2025-walsh-improved-open-world-fingerprinting
findings extracted from this paper
-
Combinations of Bayesian methods, data augmentation with mixup, and NOTA defensive padding cut the open-world false positive rate by up to 92% at 0.5 recall on HTTPS-only traffic and 75% on Tor traffic relative to the deterministic MSP baseline. Even with these improvements, sustaining a world size in the hundreds of millions (approaching YouTube-scale) requires accepting recall of 0.5–0.6 and precision of only 0.1–0.2; at precision 0.5 and recall 0.5, the maximum workable world size is only 37.5M for HTTPS-only (Table 3), far below YouTube's ~10 billion video catalog.
-
Extrapolating empirical FPRs using Wang's base-rate-adjusted precision formula (𝜋_r), the best HTTPS-only approach can sustain precision 0.5 at recall 0.5 only up to a world size of 37.5M videos; precision 0.1 at recall 0.5 extends to 337.5M — still short of YouTube's ~10 billion catalog (Table 3).
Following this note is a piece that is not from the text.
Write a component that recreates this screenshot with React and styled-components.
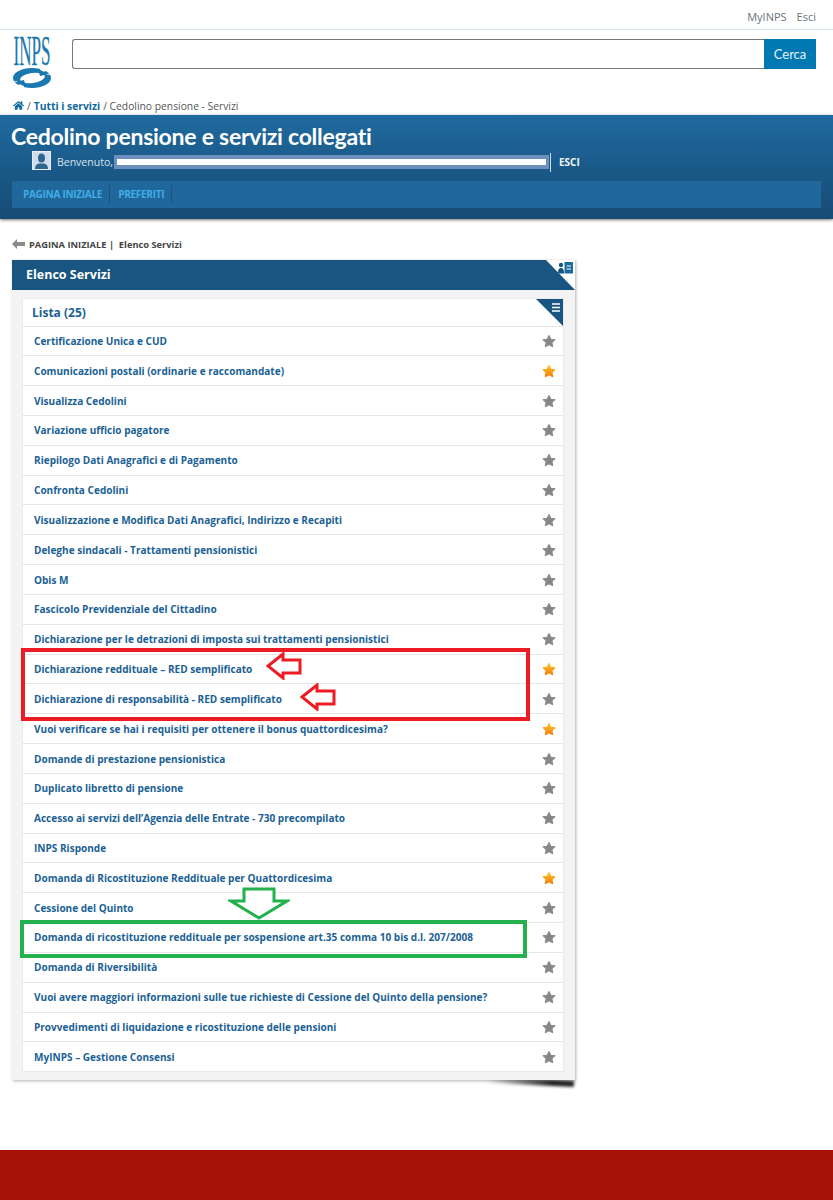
import React from 'react';
import styled, { createGlobalStyle } from 'styled-components';
import { FaHome } from 'react-icons/fa';

const GlobalStyle = createGlobalStyle`
  html, body {
    margin: 0;
    padding: 0;
    background: #fff;
    font-family: "Open Sans", "Liberation Sans", sans-serif;
  }
`;

const Page = styled.div`
  position: relative;
  z-index: 0;
  width: 833px;
  height: 1200px;
  overflow: hidden;
  display: flex;
  flex-direction: column;
`;

const TopBar = styled.div`
  height: 30px;
  border-bottom: 1px solid #d8e7ee;
  display: flex;
  justify-content: flex-end;
  align-items: center;
  gap: 10px;
  padding: 4px 17px 0 0;
  box-sizing: border-box;
  flex: none;
  font-size: 11px;
  color: #6b7378;
`;

const SearchRow = styled.div`
  display: flex;
  padding: 6px 17px 0 13px;
  height: 65px;
  box-sizing: border-box;
  flex: none;
`;

const LogoBox = styled.div`
  width: 59px;
  flex: none;
  svg { overflow: visible; }
`;

const SearchInput = styled.div`
  flex: 1;
  height: 30px;
  margin-top: 3px;
  box-sizing: border-box;
  border: 1px solid #777;
  border-right: none;
  border-radius: 3px 0 0 3px;
  background: #fff;
`;

const SearchButton = styled.div`
  width: 52px;
  height: 30px;
  margin-top: 3px;
  background: #0079b2;
  color: #e6f3f9;
  font-family: Lato, "Open Sans", sans-serif;
  font-size: 13px;
  display: flex;
  align-items: center;
  justify-content: center;
`;

const Crumbs = styled.div`
  height: 20px;
  flex: none;
  display: flex;
  align-items: center;
  gap: 3px;
  padding: 1px 0 0 13px;
  box-sizing: border-box;
  font-size: 10.3px;
  color: #555;
  svg { color: #0f6a9c; }
  b { color: #0f6a9c; font-weight: 700; }
`;

const Banner = styled.div`
  flex: none;
  height: 104px;
  box-sizing: border-box;
  padding: 8px 12px 0 12px;
  background: linear-gradient(#206a9f 0, #1a5a89 50%, #174c75 100%);
  box-shadow: 0 1px 3px rgba(0, 0, 0, 0.55);
  color: #fff;
`;

const Title = styled.div`
  font-family: Lato, "Open Sans", sans-serif;
  font-size: 23px;
  font-weight: 700;
  line-height: 27px;
  letter-spacing: -0.25px;
  margin-left: -1px;
`;

const Welcome = styled.div`
  display: flex;
  align-items: center;
  height: 20px;
  margin: 2px 0 0 20px;
  font-size: 10.5px;
  color: #d5e2ec;
`;

const Avatar = styled.svg`
  width: 19px;
  height: 19px;
  margin: -4px 6px 0 0;
  flex: none;
`;

const MaskedName = styled.div`
  width: 435px;
  height: 14px;
  margin-left: 1px;
  box-sizing: border-box;
  padding: 4px 3px;
  background: #6c90bd;
  &::after {
    content: '';
    display: block;
    height: 6px;
    background: #fff;
  }
`;

const Logout = styled.div`
  margin-left: 1px;
  height: 19px;
  border-left: 1px solid #cfdde8;
  padding-left: 8px;
  line-height: 19px;
  font-size: 10px;
  font-weight: 700;
  color: #f2f6f9;
`;

const NavBar = styled.div`
  display: flex;
  align-items: center;
  height: 27px;
  margin-top: 9px;
  background: #20679c;
  padding-left: 3px;
`;

const NavItem = styled.div`
  height: 19px;
  line-height: 19px;
  padding: 0 7px 0 8px;
  border-right: 1px solid #1a5580;
  font-size: 10px;
  letter-spacing: -0.28px;
  font-weight: 700;
  color: #40aee4;
`;

const BackRow = styled.div`
  flex: none;
  display: flex;
  align-items: center;
  gap: 4px;
  height: 20px;
  margin: 15px 0 0 12px;
  font-size: 9.300px;
  font-weight: 700;
  color: #555;
  span { color: #444; }
`;

const Panel = styled.div`
  flex: none;
  position: relative;
  width: 563px;
  height: 820px;
  margin: 6px 0 0 12px;
  background: #f3f3f3;
  box-shadow: 1px 1px 3px rgba(0, 0, 0, 0.3);
  &::after {
    content: '';
    position: absolute;
    z-index: -1;
    right: 1px;
    bottom: -5px;
    width: 88px;
    height: 6px;
    background: linear-gradient(to right, rgba(40, 40, 40, 0), #222 75%);
    transform: rotate(2.500deg);
    filter: blur(1.500px);
  }
`;

const PanelHeader = styled.div`
  position: relative;
  height: 30px;
  background: #1a5480;
  color: #fff;
  font-size: 12.500px;
  font-weight: 700;
  line-height: 30px;
  padding-left: 14px;
`;

const CornerIcon = styled.svg`
  position: absolute;
  top: 0;
  right: 0;
`;

const ListBox = styled.div`
  width: 540px;
  margin: 9px 0 0 11px;
  background: #fff;
  box-shadow: 0 0 0 1px #e9e9e9;
`;

const ListHeader = styled.div`
  position: relative;
  height: 26.500px;
  line-height: 27px;
  padding-left: 9px;
  font-size: 12px;
  font-weight: 700;
  color: #1a6195;
`;

const Row = styled.div`
  display: flex;
  align-items: center;
  justify-content: space-between;
  height: 29.84px;
  box-sizing: border-box;
  border-top: 1px solid #e6e6e6;
  padding: 0 7px 0 11px;
  font-size: 10.050px;
  font-weight: 700;
  color: #1a6195;
  white-space: nowrap;
`;

const Marker = styled.div`
  position: absolute;
  box-sizing: border-box;
  left: ${p => p.$x}px;
  top: ${p => p.$y}px;
  width: ${p => p.$w}px;
  height: ${p => p.$h}px;
  border: ${p => p.$t}px solid ${p => p.$color};
`;

const Arrow = styled.svg`
  position: absolute;
  left: ${p => p.$x}px;
  top: ${p => p.$y}px;
`;

const Footer = styled.div`
  position: absolute;
  left: 0;
  right: 0;
  bottom: 0;
  height: 50px;
  background: #a81208;
`;

const services = [
  ['Certificazione Unica e CUD'],
  ['Comunicazioni postali (ordinarie e raccomandate)', true],
  ['Visualizza Cedolini'],
  ['Variazione ufficio pagatore'],
  ['Riepilogo Dati Anagrafici e di Pagamento'],
  ['Confronta Cedolini'],
  ['Visualizzazione e Modifica Dati Anagrafici, Indirizzo e Recapiti'],
  ['Deleghe sindacali - Trattamenti pensionistici'],
  ['Obis M'],
  ['Fascicolo Previdenziale del Cittadino'],
  ['Dichiarazione per le detrazioni di imposta sui trattamenti pensionistici'],
  ['Dichiarazione reddituale – RED semplificato', true],
  ['Dichiarazione di responsabilità - RED semplificato'],
  ['Vuoi verificare se hai i requisiti per ottenere il bonus quattordicesima?', true],
  ['Domande di prestazione pensionistica'],
  ['Duplicato libretto di pensione'],
  ['Accesso ai servizi dell’Agenzia delle Entrate - 730 precompilato'],
  ['INPS Risponde'],
  ['Domanda di Ricostituzione Reddituale per Quattordicesima', true],
  ['Cessione del Quinto'],
  ['Domanda di ricostituzione reddituale per sospensione art.35 comma 10 bis d.l. 207/2008'],
  ['Domanda di Riversibilità'],
  ['Vuoi avere maggiori informazioni sulle tue richieste di Cessione del Quinto della pensione?'],
  ['Provvedimenti di liquidazione e ricostituzione delle pensioni'],
  ['MyINPS – Gestione Consensi'],
];

const Star = ({ on }) => (
  <svg width="14" height="14" viewBox="0 0 24 24">
    <path
      d="M12 3l2.900 6.200 6.800.8-5 4.700 1.300 6.700-6-3.300-6 3.300 1.300-6.700-5-4.700 6.800-.8z"
      fill={on ? 'url(#starOn)' : '#858585'}
      stroke={on ? 'url(#starOn)' : '#8c8c8c'}
      strokeWidth="2.500"
      strokeLinejoin="round"
    />
  </svg>
);

const Logo = () => (
  <svg width="39" height="54" viewBox="0 0 39 54">
    <text
      x="0.500"
      y="29"
      fontFamily="Liberation Serif"
      fontSize="43"
      textLength="37"
      lengthAdjust="spacingAndGlyphs"
      fill="#1a78b0"
      stroke="#1a78b0"
      strokeWidth="0.300"
    >
      INPS
    </text>
    <ellipse cx="19" cy="42" rx="19" ry="10" fill="#1a78b0" />
    <ellipse cx="19.500" cy="42" rx="12.500" ry="5" fill="#fff" transform="rotate(-8 19.500 42)" />
    <path d="M28 31l5 1.500-2 4.500 7 1-3 1-9-3zM10 53l-5-1.500 2-4.500-7-1 3-1 9 3z" fill="#fff" />
    <path d="M25 33l11 5-9 2zM13 51L2 46l9-2z" fill="#1a78b0" />
  </svg>
);

const App = () => (
  <Page>
    <GlobalStyle />
    <svg width="0" height="0" style={{ position: 'absolute' }}>
      <defs>
        <linearGradient id="starOn" x1="0" y1="0" x2="0" y2="1">
          <stop offset="0" stopColor="#ffc22e" />
          <stop offset="1" stopColor="#f57f06" />
        </linearGradient>
      </defs>
    </svg>

    <TopBar>
      <span>MyINPS</span>
      <span>Esci</span>
    </TopBar>
    <SearchRow>
      <LogoBox><Logo /></LogoBox>
      <SearchInput />
      <SearchButton>Cerca</SearchButton>
    </SearchRow>
    <Crumbs>
      <FaHome size={11} /> / <b>Tutti i servizi</b> / Cedolino pensione - Servizi
    </Crumbs>

    <Banner>
      <Title>Cedolino pensione e servizi collegati</Title>
      <Welcome>
        <Avatar viewBox="0 0 19 19">
          <rect x="0.500" y="0.500" width="18" height="18" fill="#cfdeea" stroke="#e8eef3" />
          <ellipse cx="9.500" cy="7" rx="3.500" ry="4.500" fill="#2f6690" />
          <path d="M3 18c0-4 2-5 4-5.500h5c2 .5 4 1.500 4 5.500z" fill="#2f6690" />
        </Avatar>
        Benvenuto,
        <MaskedName />
        <Logout>ESCI</Logout>
      </Welcome>
      <NavBar>
        <NavItem>PAGINA INIZIALE</NavItem>
        <NavItem>PREFERITI</NavItem>
      </NavBar>
    </Banner>

    <BackRow>
      <svg width="13" height="10" viewBox="0 0 13 10">
        <path d="M0 5l5-5v3h8v4H5v3z" fill="#8a8a8a" />
      </svg>
      <span>PAGINA INIZIALE |&nbsp; Elenco Servizi</span>
    </BackRow>

    <Panel>
      <PanelHeader>
        Elenco Servizi
        <CornerIcon width="29" height="30" viewBox="0 0 29 30">
          <path d="M0 0h29v30z" fill="#fff" />
          <circle cx="15" cy="5" r="2.200" fill="#1a5480" />
          <path d="M12 13.500c0-4 1-5.500 3-5.500s3 1.500 3 5.500z" fill="#1a5480" />
          <path d="M18.500 2h8.500v11.500h-8.500z" fill="#1a6a9c" />
          <path d="M20.500 6h4.500M20.500 9h4.500" stroke="#fff" strokeWidth="1.200" />
        </CornerIcon>
      </PanelHeader>
      <ListBox>
        <ListHeader>
          Lista (25)
          <CornerIcon width="27" height="27" viewBox="0 0 27 27">
            <path d="M0 0h27v27z" fill="#1a5480" />
            <path d="M16 5h8M16 8.500h8M16 12h8" stroke="#fff" strokeWidth="1.500" />
          </CornerIcon>
        </ListHeader>
        {services.map(([name, on]) => (
          <Row key={name}>
            {name}
            <Star on={on} />
          </Row>
        ))}
      </ListBox>
    </Panel>

    <Marker $x={21} $y={648} $w={509} $h={73} $t={4} $color="#ed1c24" />
    <Arrow $x={266} $y={652} width="36" height="28" viewBox="0 0 36 28">
      <path d="M2 14L17 2v6h17v13H17v5z" fill="#fff" stroke="#ed1c24" strokeWidth="3" />
    </Arrow>
    <Arrow $x={300} $y={683} width="36" height="28" viewBox="0 0 36 28">
      <path d="M2 14L17 2v6h17v13H17v5z" fill="#fff" stroke="#ed1c24" strokeWidth="3" />
    </Arrow>
    <Marker $x={20} $y={920} $w={507} $h={38} $t={4} $color="#22b14c" />
    <Arrow $x={228} $y={887} width="62" height="33" viewBox="0 0 62 33">
      <path d="M16 2h30v12h13L31 31 3 14h13z" fill="#fff" stroke="#22b14c" strokeWidth="3" />
    </Arrow>

    <Footer />
  </Page>
);

export default App;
For Tor, the corresponding limits are 4.8M and 42.9M, making dragnet surveillance of unselected users on large platforms effectively infeasible at any acceptable precision with current techniques.
-
When a fingerprinting model is trained on traffic collected from one geographic vantage point and tested on traffic from a different continent, the HTTPS-only open-world FPR at 0.5 recall increased by factors ranging from 2.8x (EU-West-2) to 50.3x (Africa) relative to the same-vantage baseline — despite 60-way closed-world accuracy remaining above 0.99 across all vantage-point pairs (Table 5). For Tor traffic the effect was weaker but still reached 25.2x (Asia-Pacific Southeast-1), showing path diversity also disrupts Tor-based fingerprinting.
-
The paper establishes, for the first time in a large open-world scenario (64,000 unmonitored test videos), that HTTPS-only video stream fingerprinting is significantly easier than Tor-based fingerprinting because DASH adaptive bitrate selection introduces a second-order network-condition effect: clients request entirely different video segments at different quality levels depending on path conditions, causing traffic traces from different geographic vantage points to diverge at the application layer even when network conditions are nominally similar. This makes NOTA and synthetic training sample techniques less effective on Tor data due to inherent trace noisiness.
-
Tor provides substantial and measurable protection against video stream fingerprinting: the best-case FPR at 0.5 recall is 0.0000063 for Tor versus 0.0000008 for HTTPS-only connections, roughly an 8x increase. Translating to world sizes, at 0.5 recall and 0.1 precision the maximum viable platform catalog is 42.9M videos over Tor versus 337.5M over HTTPS-only (Tables 3–4), confirming Tor degrades adversary capability even after an assumed prior website-fingerprinting step that identifies video platform visits.